Australia's superteachers sink in a mire of disaffection;Research focus

20th March 1998 at 00:00
The idea that excellent teachers should be able to gain recognition and promotion without being required to leave the classroom is not new.

Grades similar to the proposed "super-teacher" who will begin to appear in English schools from September have been introduced in other countries. In Australia, where superteachers have been employed in both the government and independent education systems since the early 1990s, they have even been given the same title: Advanced Skills Teacher (AST).

In return for the title of AST and its associated modest salary allowance -A$1,500-2,000 (pound;625-pound;835) - teachers have been expected to perform a range of extra duties within their schools. They have supervised student teachers and undertaken various staff development roles. In New South Wales individual ASTs have concentrated on a particular aspect of schooling, such as literacy or special needs.

But research in Australia suggests that far from achieving the desired effect of recognising and rewarding the excellent teacher, promotion to AST has been associated with various difficulties, including increased stress, role conflict and decreased satisfaction with teaching.

I was one of the co-authors of an investigation into teacher motivation, health and occupational satisfaction in government schools in Sydney which helped to draw attention to these problems. Teachers and managers in 71 schools completed a questionnaire probing their reasons for becoming teachers, their personal values and commitments, and their occupational satisfaction. The questionnaire was also used to gauge stress levels.

In all, 892 teachers completed the questionnaire, 170 of whom were working as ASTs. Just over two-thirds of the ASTs were women (72 per cent).

Our study confirmed many of the concerns that previous research had raised about ASTs but also identified additional problems. ASTs differed significantly from the rest of the sample on both self-rating of overall satisfaction and change in satisfaction. They were more likely to report that they were "highly dissatisfied" or "somewhat dissatisfied" with teaching and that they were "more highly dissatisfied" than when they started teaching.

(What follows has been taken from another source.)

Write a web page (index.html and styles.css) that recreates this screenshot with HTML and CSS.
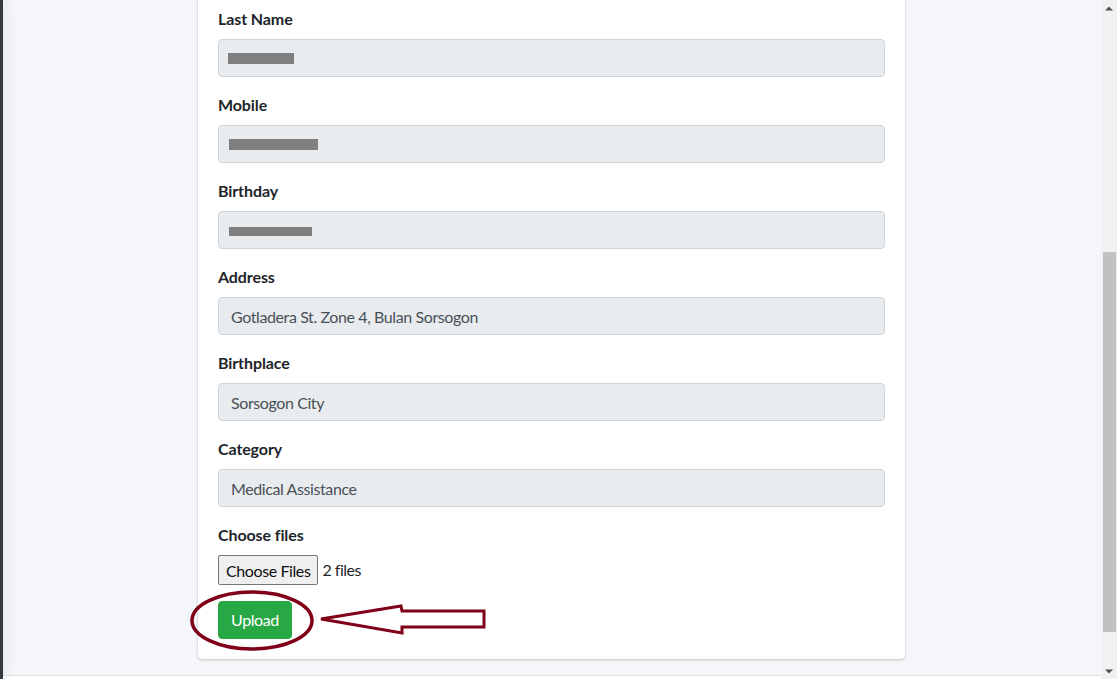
FILE: index.html
```html
<!DOCTYPE html>
<html lang="en">
<head>
<meta charset="utf-8">
<title>Upload Requirements</title>
<link rel="stylesheet" href="styles.css">
</head>
<body>
<div class="app">
  <aside class="sidebar"></aside>
  <div class="main">
    <div class="content">
      <div class="card">
        <div class="card-body">
          <form class="form">
            <div class="form-group">
              <label>Last Name</label>
              <div class="field"><input class="form-control" type="text" disabled><span class="redact redact-last"></span></div>
            </div>
            <div class="form-group">
              <label>Mobile</label>
              <div class="field"><input class="form-control" type="text" disabled><span class="redact redact-mobile"></span></div>
            </div>
            <div class="form-group">
              <label>Birthday</label>
              <div class="field"><input class="form-control" type="text" disabled><span class="redact redact-birthday"></span></div>
            </div>
            <div class="form-group">
              <label>Address</label>
              <input class="form-control" type="text" value="Gotladera St. Zone 4, Bulan Sorsogon" disabled>
            </div>
            <div class="form-group">
              <label>Birthplace</label>
              <input class="form-control" type="text" value="Sorsogon City" disabled>
            </div>
            <div class="form-group">
              <label>Category</label>
              <input class="form-control" type="text" value="Medical Assistance" disabled>
            </div>
            <div class="form-group">
              <label>Choose files</label>
              <div class="file-row">
                <button type="button" class="file-btn">Choose Files</button>
                <span class="file-count">2 files</span>
              </div>
            </div>
            <div class="submit-row">
              <button type="button" class="btn btn-success">Upload</button>
              <svg class="annotation" viewBox="178 581 320 80" width="320" height="80" aria-hidden="true">
                <ellipse cx="252" cy="620.5" rx="60" ry="28.5" fill="none" stroke="#7f0018" stroke-width="3.5"/>
                <polygon points="321,619 401,606 402,611 484,611 484,627 402,627 402,633" fill="none" stroke="#7f0018" stroke-width="3"/>
              </svg>
            </div>
          </form>
        </div>
      </div>
    </div>
    <footer class="footer"></footer>
  </div>
  <div class="scrollbar">
    <div class="sb-btn">
      <svg width="8" height="5" viewBox="0 0 8 5"><polygon points="0,4.5 4,0.5 8,4.5" fill="#505050"/></svg>
    </div>
    <div class="sb-track"><div class="sb-thumb"></div></div>
    <div class="sb-btn sb-btn-down">
      <svg width="8" height="5" viewBox="0 0 8 5"><polygon points="0,0.5 8,0.5 4,4.5" fill="#505050"/></svg>
    </div>
  </div>
</div>
</body>
</html>
```

FILE: styles.css
```css
html, body {
  margin: 0;
  height: 100%;
}

body {
  font-family: Lato, "Liberation Sans", sans-serif;
  font-size: 16px;
  line-height: 1.5;
  color: #212529;
  background: #f4f6f9;
  overflow: hidden;
}

.app {
  display: flex;
  height: 100vh;
}

.sidebar {
  flex: none;
  width: 3px;
  background: #343a40;
  box-shadow: 0 0 14px rgba(0, 0, 0, 0.22);
  position: relative;
  z-index: 2;
}

.main {
  flex: 1;
  min-width: 0;
  display: flex;
  flex-direction: column;
}

.content {
  flex: 1;
  min-height: 0;
  overflow: hidden;
  display: flex;
  flex-direction: column;
  justify-content: flex-end;
  align-items: center;
  padding-bottom: 16px;
  padding-right: 1px;
}

.card {
  flex: none;
  width: 707px;
  background: #fff;
  border-radius: 4px;
  box-shadow: 0 0 1px rgba(0, 0, 0, 0.125), 0 1px 3px rgba(0, 0, 0, 0.2);
}

.card-body {
  padding: 20px;
}

.form-group {
  margin-bottom: 16px;
}

.form-group label {
  display: inline-block;
  margin-bottom: 8px;
  font-weight: 700;
  letter-spacing: -0.1px;
}

.field {
  position: relative;
}

.form-control {
  display: block;
  width: 100%;
  box-sizing: border-box;
  height: 38px;
  margin: 0;
  padding: 6px 12px;
  font-family: inherit;
  font-size: 16px;
  line-height: 1.5;
  letter-spacing: -0.4px;
  color: #495057;
  background: #e9ecef;
  border: 1px solid #ced4da;
  border-radius: 4px;
}

.redact {
  position: absolute;
  left: 10px;
  background: #7f7f7f;
}

.redact-last { top: 14px; width: 66px; height: 11px; }
.redact-mobile { top: 14px; left: 11px; width: 89px; height: 11px; }
.redact-birthday { top: 16px; left: 11px; width: 83px; height: 9px; }

.file-row {
  display: flex;
  align-items: center;
  gap: 4px;
}

.file-btn {
  height: 30px;
  margin: 0;
  padding: 0 7px;
  font-family: inherit;
  font-size: 16px;
  letter-spacing: -0.4px;
  color: #101010;
  background: #efefef;
  border: 1px solid #767676;
  border-radius: 2px;
}

.file-count {
  color: #212529;
  letter-spacing: -0.5px;
}

.submit-row {
  position: relative;
}

.btn {
  display: inline-block;
  padding: 6px 12px;
  font-family: inherit;
  font-size: 16px;
  line-height: 1.5;
  letter-spacing: -0.4px;
  border-radius: 4px;
  cursor: pointer;
}

.btn-success {
  color: #fff;
  background: #28a745;
  border: 1px solid #28a745;
}

.annotation {
  position: absolute;
  left: -40px;
  top: -20px;
  pointer-events: none;
}

.footer {
  flex: none;
  height: 3px;
  background: #fff;
  border-top: 1px solid #dee2e6;
}

.scrollbar {
  flex: none;
  width: 16px;
  background: #f1f1f1;
  display: flex;
  flex-direction: column;
}

.sb-btn {
  flex: none;
  height: 16px;
  display: flex;
  align-items: center;
  justify-content: center;
}

.sb-btn svg {
  display: block;
}

.sb-track {
  flex: 1;
}

.sb-thumb {
  margin-top: 236px;
  margin-left: 2px;
  width: 13px;
  height: 380px;
  background: #c1c1c1;
}
```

They were also more stressed than most other school staff.

One of the main sources of ASTs' dissatisfaction was the conflict they felt between the demands of their new position and their preferred activity: classroom teaching. They reported that their administrative and other "non-teaching" roles were problematic. Ironically, they also believed that their classroom effectiveness had declined - and they found this upsetting.

Their worries were compounded by the suspicion that some schools and headteachers regarded the AST position as a "waste-paper basket" to which unwanted or difficult duties were consigned.

The ASTs also seemed to be cynical about their job title and role, which they regarded as tokenistic. Some complained that the selection procedures did not identify good teachers so much as reward "cv building", and there is evidence from our study - and others - that the allocation of AST positions was extremely ad hoc.

Some schools took the selection of ASTs very seriously, but other schools gave out the title to everyone.

While the intentions behind the introduction of the AST category in Australia were laudable, it did not achieve what was intended for it. The main difficulties appear to have arisen because of uncertainty about two key aspects - the duties of AST staff, and how deserving teachers were to be identified and selected. The latter problems have prompted discussion on how merit in teaching generally is to be identified.

At a time when there are moves to introduce a similar position in Britain, the AST in Australia is being removed from most government and independent educational systems.


England's advanced skills teachers are likely to earn between pound;25,000 and pound;40,000. They will be expected to work longer hours than their colleagues and will spend up to one day a week as staff mentors, advising on classroom organisation and teaching methods and preparing teaching materials. he first English ASTs will begin work in education action zones this September.

Dr Catherine Scott and Sue Cox of Nottingham Trent University are currently working on an English version of the Australian study that Dr Scott and Dr Steve Dinham carried out for the University of Western Sydney.